In Guinea, COVID-19 roadblocks result in bloody protests

Protesters often face a disproportionately violent, deadly response

Guinea faces social violence exacerbated by the COVID-19 pandemic.

Already a fragile state, COVID-19 complicated matters with its first appearance in March 2020. By June 8, 4,117 people had tested positive for COVID-19 out of a population of 12 million.

To counter the pandemic, Guinean authorities established checkpoints between the capital city of Conakry, and the neighboring cities of Coyah and Dubréka, effectively blocking the capital off from the rest of the country.
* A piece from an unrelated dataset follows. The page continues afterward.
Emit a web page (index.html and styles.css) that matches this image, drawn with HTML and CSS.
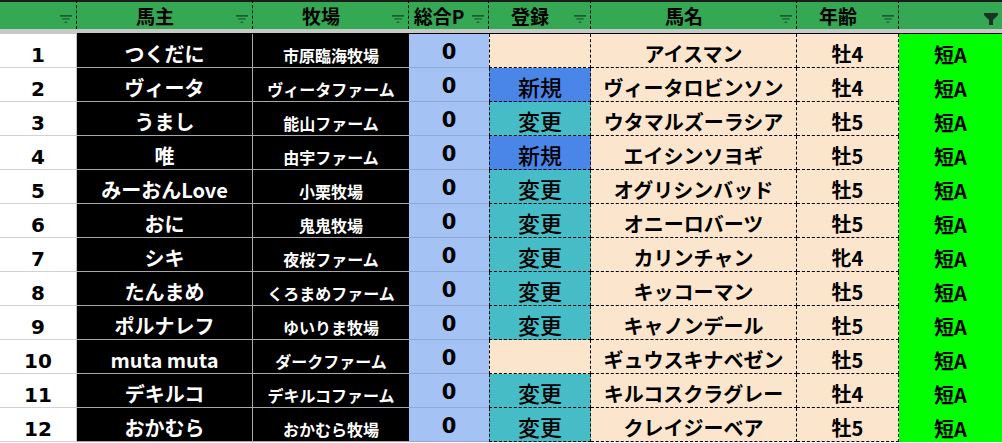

Though Coyah and Dubréka are administratively autonomous, they also constitute the suburbs of the capital and much of the population commutes to and from the cities on a daily basis. President Alpha Condé referred to Greater Conakry in his speech on public television on May 15.

Tensions mounted following the announcements on March 27 and 30, which included a communication error in the decision to isolate Conakry. In fact, it was not made explicit that the cities of Coyah and Dubréka were considered as part of the capital.

Only in his speech on May 15 did the president clarify that the curfew from 10 p.m. to 5 a.m. included these cities, as well.

On May 12, residents of Coyah and Dubréka revolted upon discovering barricades suddenly blocking the way to their daily activities.